▶ TASK REQUIREMENTS: Isolate every line in the data with the string "index" and copy it.

[Code that builds pages]
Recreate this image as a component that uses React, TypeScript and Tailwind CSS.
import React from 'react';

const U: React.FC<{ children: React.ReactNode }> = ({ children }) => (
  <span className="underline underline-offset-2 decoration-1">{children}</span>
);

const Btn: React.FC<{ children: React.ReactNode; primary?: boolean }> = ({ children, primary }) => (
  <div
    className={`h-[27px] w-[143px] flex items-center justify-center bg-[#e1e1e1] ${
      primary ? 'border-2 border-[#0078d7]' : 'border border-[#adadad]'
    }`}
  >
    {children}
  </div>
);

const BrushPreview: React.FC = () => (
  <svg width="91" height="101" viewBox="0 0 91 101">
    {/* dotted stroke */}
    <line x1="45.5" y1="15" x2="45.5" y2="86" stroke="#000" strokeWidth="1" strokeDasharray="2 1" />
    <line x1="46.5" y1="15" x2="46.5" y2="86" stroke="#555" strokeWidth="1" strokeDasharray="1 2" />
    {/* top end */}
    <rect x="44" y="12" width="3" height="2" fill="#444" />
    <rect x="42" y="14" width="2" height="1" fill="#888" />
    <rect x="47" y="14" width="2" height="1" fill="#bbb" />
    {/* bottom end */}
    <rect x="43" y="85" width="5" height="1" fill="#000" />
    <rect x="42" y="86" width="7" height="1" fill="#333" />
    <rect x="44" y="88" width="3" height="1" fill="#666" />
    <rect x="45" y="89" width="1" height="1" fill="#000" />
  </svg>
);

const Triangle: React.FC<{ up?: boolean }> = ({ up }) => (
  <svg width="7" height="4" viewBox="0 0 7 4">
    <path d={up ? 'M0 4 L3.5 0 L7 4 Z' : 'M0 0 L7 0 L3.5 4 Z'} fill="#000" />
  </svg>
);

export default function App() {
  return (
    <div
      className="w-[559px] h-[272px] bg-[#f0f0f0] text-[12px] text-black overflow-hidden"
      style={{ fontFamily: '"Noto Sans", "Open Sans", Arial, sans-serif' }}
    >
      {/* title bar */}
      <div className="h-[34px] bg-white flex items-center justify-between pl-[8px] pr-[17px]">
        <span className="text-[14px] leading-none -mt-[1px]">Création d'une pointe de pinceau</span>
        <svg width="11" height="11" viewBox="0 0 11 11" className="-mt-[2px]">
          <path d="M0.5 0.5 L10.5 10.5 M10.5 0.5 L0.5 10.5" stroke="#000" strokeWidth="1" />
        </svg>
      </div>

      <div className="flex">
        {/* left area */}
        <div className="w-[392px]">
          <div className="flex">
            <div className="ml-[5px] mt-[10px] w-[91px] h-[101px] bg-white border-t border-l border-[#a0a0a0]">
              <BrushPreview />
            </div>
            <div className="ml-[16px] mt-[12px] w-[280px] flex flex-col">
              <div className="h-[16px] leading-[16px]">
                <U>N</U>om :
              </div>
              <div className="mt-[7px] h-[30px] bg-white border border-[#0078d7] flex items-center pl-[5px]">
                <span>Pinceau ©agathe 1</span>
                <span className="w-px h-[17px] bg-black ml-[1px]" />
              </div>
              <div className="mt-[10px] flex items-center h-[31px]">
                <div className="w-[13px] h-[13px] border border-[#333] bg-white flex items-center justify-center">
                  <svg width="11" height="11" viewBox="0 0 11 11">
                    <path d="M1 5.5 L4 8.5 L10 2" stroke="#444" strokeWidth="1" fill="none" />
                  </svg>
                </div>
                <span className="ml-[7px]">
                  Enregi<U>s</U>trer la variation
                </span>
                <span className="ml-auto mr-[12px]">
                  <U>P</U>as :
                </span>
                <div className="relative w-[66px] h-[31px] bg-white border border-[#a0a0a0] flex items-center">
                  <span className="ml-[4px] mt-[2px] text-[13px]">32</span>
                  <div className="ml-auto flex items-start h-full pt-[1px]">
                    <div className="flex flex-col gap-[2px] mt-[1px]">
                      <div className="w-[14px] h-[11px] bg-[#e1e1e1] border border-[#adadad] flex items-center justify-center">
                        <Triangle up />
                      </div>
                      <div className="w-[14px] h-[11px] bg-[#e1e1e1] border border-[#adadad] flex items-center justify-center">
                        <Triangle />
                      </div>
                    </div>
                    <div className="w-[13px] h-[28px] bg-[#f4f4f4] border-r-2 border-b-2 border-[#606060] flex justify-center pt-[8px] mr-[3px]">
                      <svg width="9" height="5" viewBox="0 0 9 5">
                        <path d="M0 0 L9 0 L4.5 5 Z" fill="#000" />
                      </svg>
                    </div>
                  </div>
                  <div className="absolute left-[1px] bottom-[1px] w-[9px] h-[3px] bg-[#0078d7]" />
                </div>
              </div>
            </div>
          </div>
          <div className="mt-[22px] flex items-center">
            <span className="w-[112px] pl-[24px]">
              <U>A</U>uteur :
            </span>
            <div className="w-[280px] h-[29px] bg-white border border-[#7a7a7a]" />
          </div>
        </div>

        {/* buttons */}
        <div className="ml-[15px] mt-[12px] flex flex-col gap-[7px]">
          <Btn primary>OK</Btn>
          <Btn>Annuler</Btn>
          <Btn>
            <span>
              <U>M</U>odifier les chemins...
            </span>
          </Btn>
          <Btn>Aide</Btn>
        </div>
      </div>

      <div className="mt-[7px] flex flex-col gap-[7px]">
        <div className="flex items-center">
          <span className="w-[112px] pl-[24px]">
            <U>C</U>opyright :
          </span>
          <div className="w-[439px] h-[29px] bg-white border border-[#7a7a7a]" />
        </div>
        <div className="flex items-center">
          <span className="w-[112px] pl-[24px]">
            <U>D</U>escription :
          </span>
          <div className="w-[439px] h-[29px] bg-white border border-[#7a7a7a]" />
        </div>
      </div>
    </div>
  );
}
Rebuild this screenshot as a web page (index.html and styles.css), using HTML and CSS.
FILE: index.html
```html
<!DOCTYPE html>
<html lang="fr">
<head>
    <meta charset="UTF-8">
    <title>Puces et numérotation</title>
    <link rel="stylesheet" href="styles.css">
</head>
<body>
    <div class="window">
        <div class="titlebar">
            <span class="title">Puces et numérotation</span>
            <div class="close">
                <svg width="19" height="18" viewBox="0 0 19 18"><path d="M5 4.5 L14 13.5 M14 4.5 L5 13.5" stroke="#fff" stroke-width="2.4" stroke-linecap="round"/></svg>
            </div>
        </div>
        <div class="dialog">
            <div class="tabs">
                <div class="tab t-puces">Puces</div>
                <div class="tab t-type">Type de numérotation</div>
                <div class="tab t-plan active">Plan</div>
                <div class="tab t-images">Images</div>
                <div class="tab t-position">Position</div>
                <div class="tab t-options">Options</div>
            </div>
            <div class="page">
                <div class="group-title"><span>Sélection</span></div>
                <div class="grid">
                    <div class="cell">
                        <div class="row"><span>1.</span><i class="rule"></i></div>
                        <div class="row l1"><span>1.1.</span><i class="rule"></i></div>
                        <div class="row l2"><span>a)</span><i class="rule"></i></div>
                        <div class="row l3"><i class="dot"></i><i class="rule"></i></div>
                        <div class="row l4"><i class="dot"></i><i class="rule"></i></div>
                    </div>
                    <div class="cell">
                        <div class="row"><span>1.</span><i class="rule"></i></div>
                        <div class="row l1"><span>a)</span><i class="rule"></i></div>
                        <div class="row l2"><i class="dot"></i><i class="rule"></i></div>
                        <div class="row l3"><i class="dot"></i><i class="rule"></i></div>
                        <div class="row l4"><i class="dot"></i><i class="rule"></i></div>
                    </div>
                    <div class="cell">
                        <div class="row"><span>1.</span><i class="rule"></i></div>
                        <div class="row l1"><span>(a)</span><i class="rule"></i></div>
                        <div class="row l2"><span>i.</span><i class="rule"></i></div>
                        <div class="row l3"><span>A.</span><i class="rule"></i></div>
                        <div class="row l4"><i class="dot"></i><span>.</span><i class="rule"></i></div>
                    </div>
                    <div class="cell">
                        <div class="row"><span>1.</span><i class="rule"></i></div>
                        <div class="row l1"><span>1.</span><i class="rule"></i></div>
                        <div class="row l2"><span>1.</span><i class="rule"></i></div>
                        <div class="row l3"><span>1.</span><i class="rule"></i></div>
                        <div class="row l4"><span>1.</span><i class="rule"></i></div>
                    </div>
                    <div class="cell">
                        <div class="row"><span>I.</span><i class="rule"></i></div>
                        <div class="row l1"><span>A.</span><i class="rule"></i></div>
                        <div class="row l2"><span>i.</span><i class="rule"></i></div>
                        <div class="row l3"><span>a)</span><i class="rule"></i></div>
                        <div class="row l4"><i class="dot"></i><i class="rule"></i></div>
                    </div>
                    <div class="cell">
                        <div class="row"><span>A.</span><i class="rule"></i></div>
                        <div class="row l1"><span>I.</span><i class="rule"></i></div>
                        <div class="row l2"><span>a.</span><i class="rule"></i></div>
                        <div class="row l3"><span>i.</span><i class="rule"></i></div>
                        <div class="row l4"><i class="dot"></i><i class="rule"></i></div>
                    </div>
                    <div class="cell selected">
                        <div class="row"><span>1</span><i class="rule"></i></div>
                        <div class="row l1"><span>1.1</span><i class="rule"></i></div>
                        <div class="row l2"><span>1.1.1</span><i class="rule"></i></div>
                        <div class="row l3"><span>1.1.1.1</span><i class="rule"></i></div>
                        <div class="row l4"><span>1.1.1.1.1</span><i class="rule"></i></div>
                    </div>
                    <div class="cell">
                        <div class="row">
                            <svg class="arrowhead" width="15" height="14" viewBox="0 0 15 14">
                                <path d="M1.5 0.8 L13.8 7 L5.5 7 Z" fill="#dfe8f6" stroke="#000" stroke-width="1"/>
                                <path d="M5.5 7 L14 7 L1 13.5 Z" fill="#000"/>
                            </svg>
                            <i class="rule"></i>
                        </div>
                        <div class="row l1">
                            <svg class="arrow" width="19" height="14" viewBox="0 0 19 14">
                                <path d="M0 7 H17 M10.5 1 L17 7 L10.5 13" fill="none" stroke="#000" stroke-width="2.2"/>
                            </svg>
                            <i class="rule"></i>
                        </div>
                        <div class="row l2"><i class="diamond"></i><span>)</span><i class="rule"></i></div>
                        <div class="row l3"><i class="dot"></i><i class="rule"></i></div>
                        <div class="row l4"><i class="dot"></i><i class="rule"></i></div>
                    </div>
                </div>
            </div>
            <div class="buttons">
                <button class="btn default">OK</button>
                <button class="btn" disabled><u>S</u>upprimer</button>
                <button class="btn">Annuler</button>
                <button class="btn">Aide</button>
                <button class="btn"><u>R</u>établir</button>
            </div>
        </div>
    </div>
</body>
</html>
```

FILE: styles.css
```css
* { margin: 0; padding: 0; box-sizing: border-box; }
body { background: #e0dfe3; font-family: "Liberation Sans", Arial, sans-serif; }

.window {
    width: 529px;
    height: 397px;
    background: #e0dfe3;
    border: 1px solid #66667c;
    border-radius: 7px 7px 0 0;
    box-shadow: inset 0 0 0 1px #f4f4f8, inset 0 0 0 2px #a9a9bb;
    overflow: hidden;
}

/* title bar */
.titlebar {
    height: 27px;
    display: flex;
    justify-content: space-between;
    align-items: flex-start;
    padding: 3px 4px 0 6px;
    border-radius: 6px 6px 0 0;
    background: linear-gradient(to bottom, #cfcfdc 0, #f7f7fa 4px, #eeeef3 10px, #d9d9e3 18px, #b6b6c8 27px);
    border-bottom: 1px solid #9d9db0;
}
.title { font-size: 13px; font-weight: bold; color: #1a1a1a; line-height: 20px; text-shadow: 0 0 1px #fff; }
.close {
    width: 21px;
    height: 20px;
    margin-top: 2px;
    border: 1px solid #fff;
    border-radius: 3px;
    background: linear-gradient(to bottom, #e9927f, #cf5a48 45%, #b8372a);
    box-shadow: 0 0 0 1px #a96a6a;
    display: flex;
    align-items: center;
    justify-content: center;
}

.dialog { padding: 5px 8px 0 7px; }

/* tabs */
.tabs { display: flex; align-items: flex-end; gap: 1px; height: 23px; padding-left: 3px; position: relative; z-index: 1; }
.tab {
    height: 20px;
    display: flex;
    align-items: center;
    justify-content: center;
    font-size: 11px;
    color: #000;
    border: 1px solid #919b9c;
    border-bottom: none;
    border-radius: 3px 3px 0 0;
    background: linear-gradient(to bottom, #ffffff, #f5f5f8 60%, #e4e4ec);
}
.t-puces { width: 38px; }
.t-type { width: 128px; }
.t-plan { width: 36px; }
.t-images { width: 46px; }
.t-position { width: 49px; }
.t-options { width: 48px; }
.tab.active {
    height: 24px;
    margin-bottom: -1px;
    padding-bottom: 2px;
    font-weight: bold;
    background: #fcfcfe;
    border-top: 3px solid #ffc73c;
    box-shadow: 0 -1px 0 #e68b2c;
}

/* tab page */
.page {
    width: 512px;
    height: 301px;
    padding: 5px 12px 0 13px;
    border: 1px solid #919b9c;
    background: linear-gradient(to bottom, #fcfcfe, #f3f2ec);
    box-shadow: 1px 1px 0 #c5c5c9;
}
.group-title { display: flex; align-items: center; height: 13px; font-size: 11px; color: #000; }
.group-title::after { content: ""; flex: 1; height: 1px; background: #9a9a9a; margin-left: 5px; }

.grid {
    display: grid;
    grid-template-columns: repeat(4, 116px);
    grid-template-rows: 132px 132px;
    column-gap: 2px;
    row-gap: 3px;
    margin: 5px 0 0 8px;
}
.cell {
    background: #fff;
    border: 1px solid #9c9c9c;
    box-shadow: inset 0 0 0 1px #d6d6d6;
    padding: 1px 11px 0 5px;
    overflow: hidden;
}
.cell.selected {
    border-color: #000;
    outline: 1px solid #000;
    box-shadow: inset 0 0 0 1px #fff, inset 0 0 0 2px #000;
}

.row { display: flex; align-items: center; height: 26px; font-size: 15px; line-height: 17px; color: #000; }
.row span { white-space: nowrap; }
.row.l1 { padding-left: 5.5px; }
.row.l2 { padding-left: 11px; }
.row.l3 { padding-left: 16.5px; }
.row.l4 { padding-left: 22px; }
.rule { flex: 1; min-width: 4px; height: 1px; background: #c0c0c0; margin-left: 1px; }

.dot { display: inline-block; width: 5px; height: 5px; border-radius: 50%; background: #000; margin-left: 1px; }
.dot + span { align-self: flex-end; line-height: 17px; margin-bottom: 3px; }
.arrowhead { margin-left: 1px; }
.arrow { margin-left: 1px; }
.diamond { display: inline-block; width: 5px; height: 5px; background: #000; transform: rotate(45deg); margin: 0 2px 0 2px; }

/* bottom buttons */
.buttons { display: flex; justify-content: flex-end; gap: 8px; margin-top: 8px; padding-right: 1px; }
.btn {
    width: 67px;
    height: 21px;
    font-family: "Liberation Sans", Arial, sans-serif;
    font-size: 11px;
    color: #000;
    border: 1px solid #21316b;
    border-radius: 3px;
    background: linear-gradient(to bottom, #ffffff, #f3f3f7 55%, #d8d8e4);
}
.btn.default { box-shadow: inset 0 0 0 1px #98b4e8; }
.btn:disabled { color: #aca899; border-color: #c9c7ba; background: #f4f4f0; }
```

▶ EXERCISE ANSWER:
Rebuild this screenshot as a web page (index.html and styles.css), using HTML and CSS.
FILE: index.html
.tabs { display: flex; align-items: flex-end; gap: 1px; height: 23px; padding-left: 3px; position: relative; z-index: 1; }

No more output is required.